In March this year, the Standing Committee tabled a report. The highlights of the report were that the funds allocated to defence were so meagre they would not support the 'inevitable needs' of the army.

'The allocation of Rs 21,338 crore for modernisation is insufficient even to cater to committed payments to the extent of Rs 29,033 crore, earmarked for 125 ongoing schemes, emergency procurement of armaments and weaponry for 10 days of intense war and other Director General Ordnance Factories requirements,' the report observed.

The purpose of the report was to jolt the babudom in the ministry of defence and the ministry of finance to wake up and smell the coffee.

It said that the increase of only 2.84 per cent in the navy's budget 'would not even cater to the inflationary pressure.

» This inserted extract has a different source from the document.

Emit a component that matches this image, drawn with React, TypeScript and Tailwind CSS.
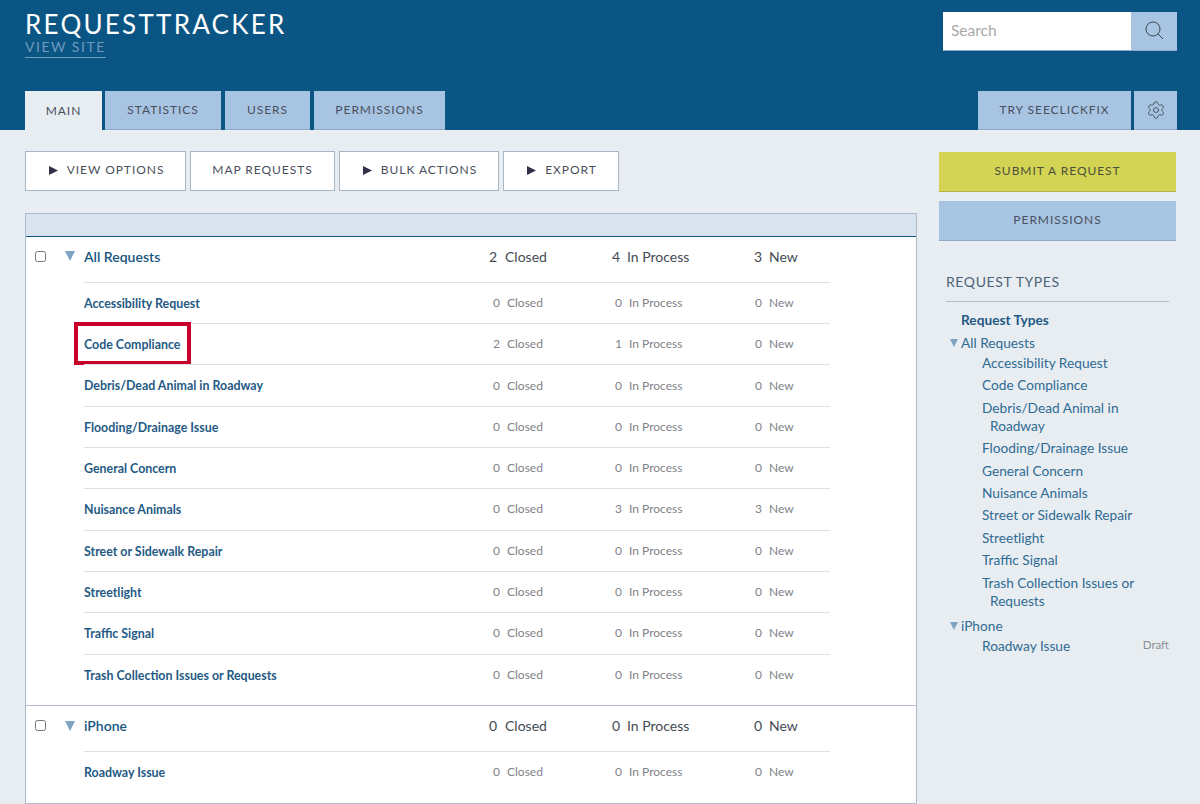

Matters such as maintaining the requisite armament level as well as emergency procurements would indeed require more funds'.

'The current position in the Indian Army reveals that 68 per cent of equipment is of vintage category, just about 24 per cent of the current category, and only eight per cent of the state-of-the-art category', the report said.

The army itself had deposed before the Committee that 'the budget for modernisation has to be anything between 22 to 25 per cent of the overall budget' but it was 'a mere 14 per cent of the allocation, which is grossly inadequate'.

So all that the Standing Committee was doing was endorsing and flagging what the services had said.

And as a soldier, General Khanduri might have felt that in his new oversight role, it was his duty to point this out in the greater good of India.

Instead of acting on the message, the BJP shot the messenger.

In a recent newspaper article extolling Prime Minister Narendra Damodardas Modi, BJP President Amit Anilchandra Shah reflected on the PM's credentials as an institution-builder.

'Organisations and institutions are, at the end of the day, manned by people who put their shared vision above individual interest,' Shah observed.

He might have been describing General Khanduri. And look what happened to him, in a regime of institutions-builders!